Subsequently, second electrode films (21) are formed by
screen-printing on the top surfaces of the p- and n-type
thermoelectric semiconductor element films (16, 17) at both ends
and over the glass films (14) at both ends, and so are second
electrode films (20) bridging the n- and p-type thermoelectric
semiconductor element films (18, 19) facing to the gaps between the
first electrode films and over the two inside glass films (15),
followed by sintering in the air at 850.degree. C. (FIG. 4(D)).
Each of the second electrode films allocated on the both ends (21)

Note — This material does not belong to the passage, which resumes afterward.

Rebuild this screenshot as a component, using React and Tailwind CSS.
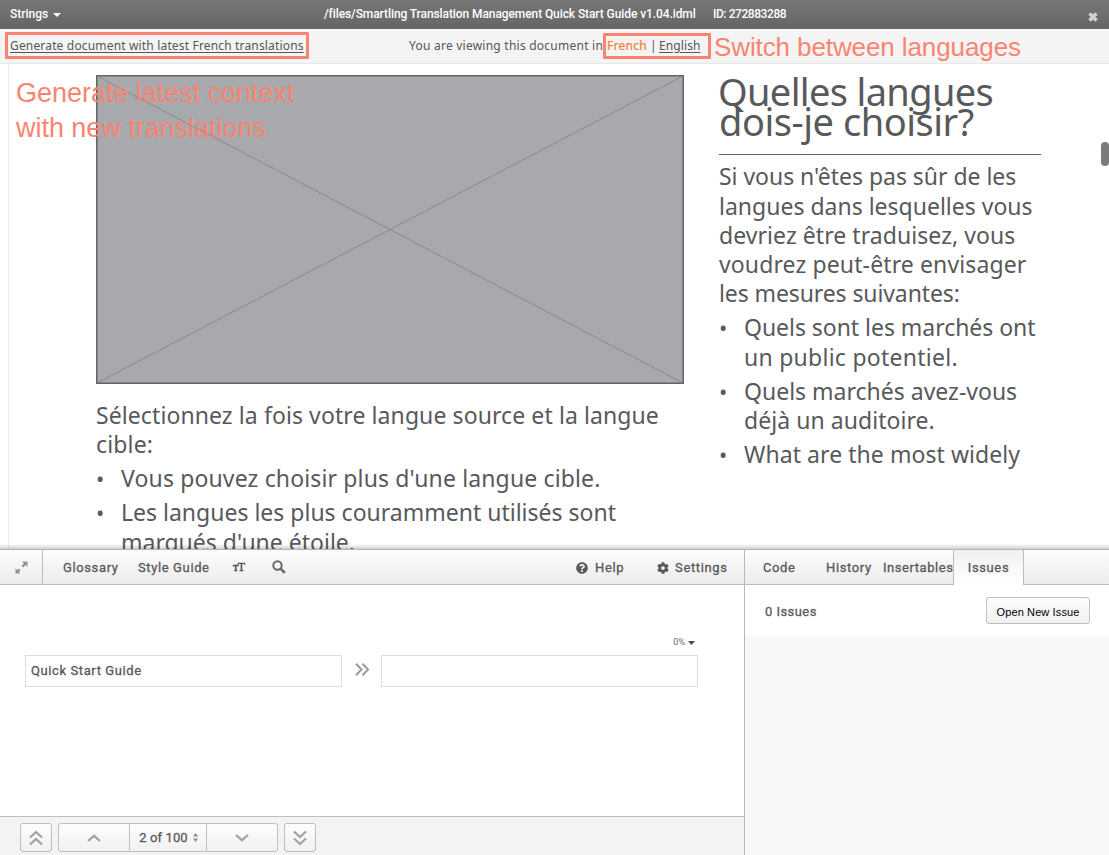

is connected to a terminal electrode laid on the end of the
substrate.
[0066] The material in paste form after screen printing in the
production process may be sintered after each printing as mentioned
above, after all the printing steps are finished or after arbitrary
number of printing. For a sintering method, sintering in a furnace
using electricity, gas or fuel oil as heat source and high
frequency sintering may be used. Three units of the first electrode
films (11 to 13) and six units of p- and n-type thermoelectric
semiconductor element films were formed on the substrate (10) in
the embodiment in FIG. 4. However, it goes without saying that many
more electrode films and thermoelectric semiconductor films may be
formed in the longitudinal direction of the substrate (10).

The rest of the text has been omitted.